2. Interest: Next, pique your customer’s interest by demonstrating the advantages and benefits of your product.
3. Desire: When interest is established, convince your customer that he or she wants or desires your product to satisfy his or her needs.
4. Action: Finally, lead your customer to take the actions required to purchase your product.
Several other models were developed over the following decades by both academics and practitioners that presented different kinds of hierarchy of effects models, all of which were variations of the original AIDA model. For example, in 1961 Roger Colley wrote that “advertising moves people from unawareness, to awareness, to comprehension, to conviction, to desire, to action.”
All these formulas for advertising success viewed the consumer as a rational, information-processing Mr. Spock. Information triggered attention, generated interest, drove desire, and motivated action. The trick of advertising (and later, marketing) was to send messages to the consumer that would guide this journey from unawareness to purchase. The trick of advertising and marketing research, in turn, was to measure whether these effects were occurring.
Measuring effectiveness the old-fashioned way
Over the last century, researchers developed and refined various tools and methodologies to test marketing and advertising effectiveness based on the principles covered in the previous sections. Because researchers believed that the rational consumer was engaged in conscious, rational calculations, the natural way for them to learn about those calculations was to ask consumers what they were thinking.
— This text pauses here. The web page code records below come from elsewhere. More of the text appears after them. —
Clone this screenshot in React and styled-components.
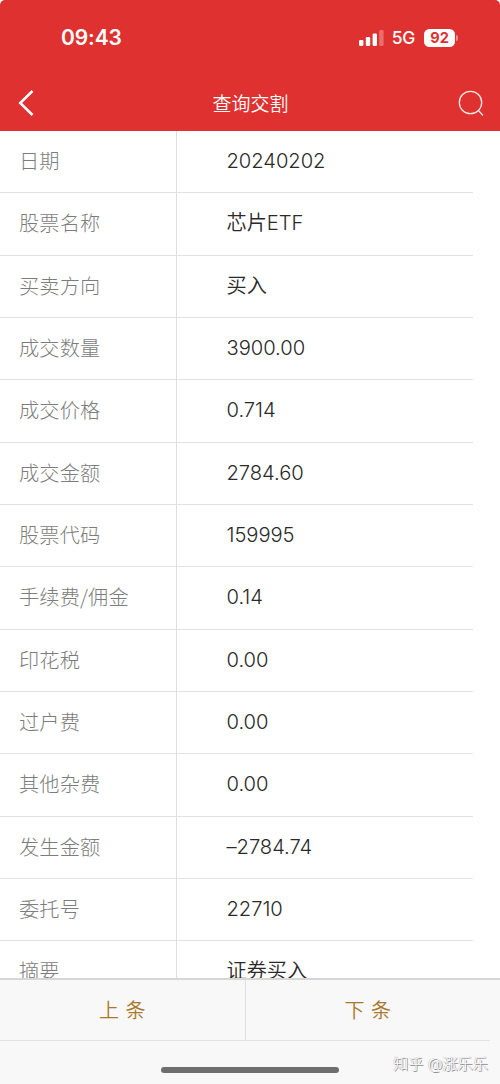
import styled, { createGlobalStyle } from "styled-components";

const records = [
  { label: "日期", value: "20240202" },
  { label: "股票名称", value: "芯片ETF" },
  { label: "买卖方向", value: "买入" },
  { label: "成交数量", value: "3900.00" },
  { label: "成交价格", value: "0.714" },
  { label: "成交金额", value: "2784.60" },
  { label: "股票代码", value: "159995" },
  { label: "手续费/佣金", value: "0.14" },
  { label: "印花税", value: "0.00" },
  { label: "过户费", value: "0.00" },
  { label: "其他杂费", value: "0.00" },
  { label: "发生金额", value: "–2784.74" },
  { label: "委托号", value: "22710" },
  { label: "摘要", value: "证券买入" },
];

const App = () => {
  return (
    <Screen>
      <GlobalStyle />
      <Header>
        <StatusBar>
          <Time>09:43</Time>
          <Signal />
          <Network>5G</Network>
          <Battery>92</Battery>
          <BatteryTip />
        </StatusBar>
        <NavBar>
          <BackIcon viewBox="0 0 16 26">
            <path d="M14.5 1 L2.2 13 L14.5 25" />
          </BackIcon>
          <Title>查询交割</Title>
          <SearchIcon viewBox="0 0 26 27">
            <circle cx="12.5" cy="12.5" r="11.2" />
            <path d="M20.5 20.5 L25 25.5" />
          </SearchIcon>
        </NavBar>
      </Header>
      <Table>
        {records.map(({ label, value }) => (
          <Row key={label}>
            <Label>{label}</Label>
            <Value>{value}</Value>
          </Row>
        ))}
      </Table>
      <Footer>
        <Pager>
          <PagerButton $divider>上 条</PagerButton>
          <PagerButton>下 条</PagerButton>
        </Pager>
        <HomeArea>
          <HomeBar />
          <Watermark>知乎 @涨乐乐</Watermark>
        </HomeArea>
      </Footer>
    </Screen>
  );
};

const Signal = () => (
  <SignalIcon viewBox="0 0 25 16">
    <rect x="0" y="10" width="4.4" height="6" rx="1.3" />
    <rect x="6.8" y="7" width="4.4" height="9" rx="1.3" />
    <rect x="13.6" y="3.5" width="4.4" height="12.5" rx="1.3" />
    <rect x="20.2" y="0" width="4.4" height="16" rx="1.3" opacity="0.3" />
  </SignalIcon>
);

const GlobalStyle = createGlobalStyle`
  * {
    box-sizing: border-box;
  }
  body {
    margin: 0;
    background: #fff;
  }
`;

const Screen = styled.main`
  width: 500px;
  height: 1084px;
  display: flex;
  flex-direction: column;
  overflow: hidden;
  background: #fff;
  font-family: Inter, "Noto Sans CJK SC", sans-serif;
`;

const Header = styled.header`
  height: 131px;
  flex-shrink: 0;
  background: #de3130;
  color: #fff;
  border-radius: 5px 5px 0 0;
`;

const StatusBar = styled.div`
  height: 75px;
  padding: 0 42px 0 61px;
  display: flex;
  align-items: center;
`;

const Time = styled.span`
  margin-right: auto;
  font-size: 21px;
  font-weight: 600;
  letter-spacing: -0.1px;
`;

const SignalIcon = styled.svg`
  width: 25px;
  height: 16px;
  fill: #fff;
`;

const Network = styled.span`
  margin-left: 8px;
  font-size: 17.5px;
  font-weight: 500;
  letter-spacing: -0.3px;
`;

const Battery = styled.span`
  width: 31px;
  height: 18px;
  margin-left: 9px;
  border-radius: 5.5px;
  background: #fff;
  color: #de3130;
  font-size: 14.5px;
  font-weight: 700;
  line-height: 18px;
  text-align: center;
`;

const BatteryTip = styled.span`
  width: 2px;
  height: 6px;
  margin-left: 1px;
  border-radius: 0 2px 2px 0;
  background: rgba(255, 255, 255, 0.45);
`;

const NavBar = styled.nav`
  height: 56px;
  padding: 0 16px 0 18px;
  display: flex;
  align-items: center;
  justify-content: space-between;
`;

const BackIcon = styled.svg`
  width: 16px;
  height: 26px;
  fill: none;
  stroke: #fff;
  stroke-width: 2.5;
`;

const Title = styled.h1`
  margin: 0 0 1px 9px;
  font-size: 19px;
  font-weight: 350;
`;

const SearchIcon = styled.svg`
  width: 26px;
  height: 27px;
  fill: none;
  stroke: #ffe6e4;
  stroke-width: 1.3;
`;

const Table = styled.section`
  flex: 1;
  min-height: 0;
  overflow: hidden;
`;

const Row = styled.div`
  width: 473px;
  height: 62.35px;
  display: flex;
  border-bottom: 1px solid #e2e2e2;
  font-size: 20.2px;
  line-height: 60px;
  white-space: nowrap;
`;

const Label = styled.div`
  width: 177px;
  padding-left: 19px;
  border-right: 1px solid #dedede;
  color: #7c7c7c;
  font-family: "Noto Sans CJK SC", sans-serif;
  font-weight: 300;
  letter-spacing: 0.15px;
`;

const Value = styled.div`
  padding-left: 49.5px;
  color: #2a2a2a;
  font-weight: 350;
  letter-spacing: -0.05px;
`;

const Footer = styled.footer`
  height: 106px;
  flex-shrink: 0;
  border-top: 2px solid #d6d6d6;
  background: #f8f8f8;
`;

const Pager = styled.div`
  width: 490px;
  height: 61px;
  display: flex;
  border-bottom: 1px solid #e2e2e2;
`;

const PagerButton = styled.button`
  flex: 1;
  padding: 0 0 1px;
  border: 0;
  border-right: ${({ $divider }) => ($divider ? "1px solid #dedede" : "0")};
  background: none;
  color: #a9782c;
  font: inherit;
  font-size: 20px;
  font-weight: 350;
  word-spacing: 1px;
`;

const HomeArea = styled.div`
  position: relative;
  height: 43px;
  padding-top: 26px;
`;

const HomeBar = styled.div`
  width: 178px;
  height: 6px;
  margin: 0 auto;
  border-radius: 3px;
  background: #6e6e6e;
`;

const Watermark = styled.span`
  position: absolute;
  right: 12px;
  top: 12px;
  color: #fafafa;
  font-size: 15.2px;
  font-weight: 300;
  line-height: 22px;
  text-shadow: -0.5px 0 0.5px #bbb, 1px 1px 0.5px #888;
`;

export default App;
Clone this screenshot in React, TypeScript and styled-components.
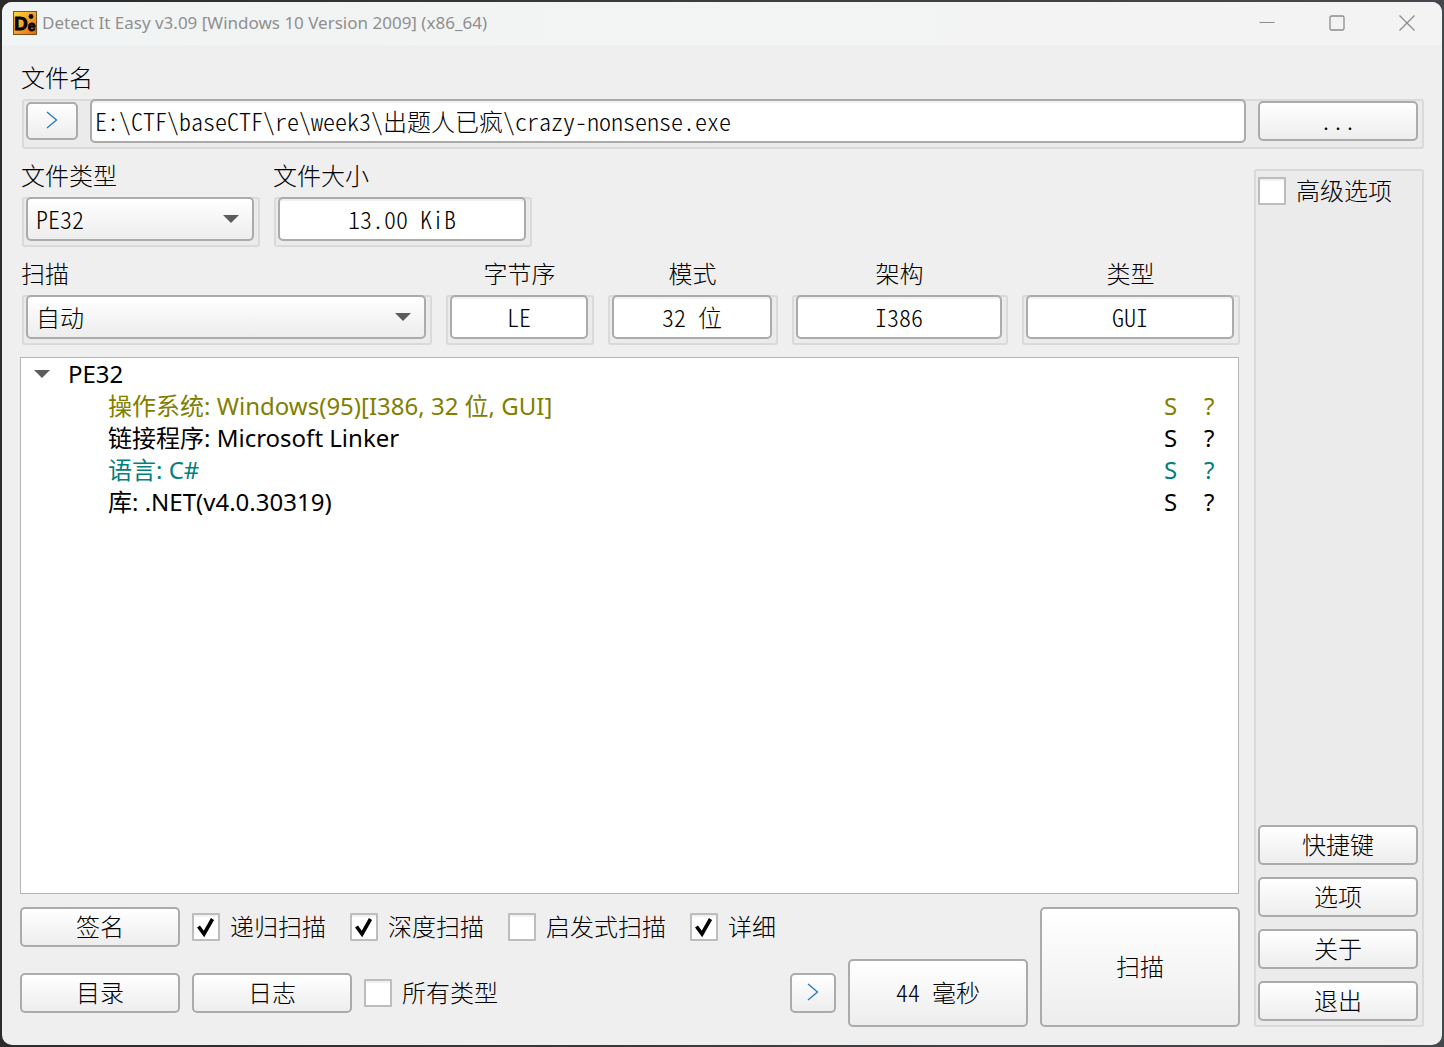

Three methodological traditions form the bedrock of traditional market research techniques used to gather information about what consumers think about messages, products, and brands:
Interviews: Interviewing techniques include a wide variety of methods, from quick mall intercepts to intensive “depth interviews” that probe the deep sources of consumer desires and needs. All are characterized by a face-to-face interaction between a subject (the person being interviewed) and an interviewer (the person asking the questions).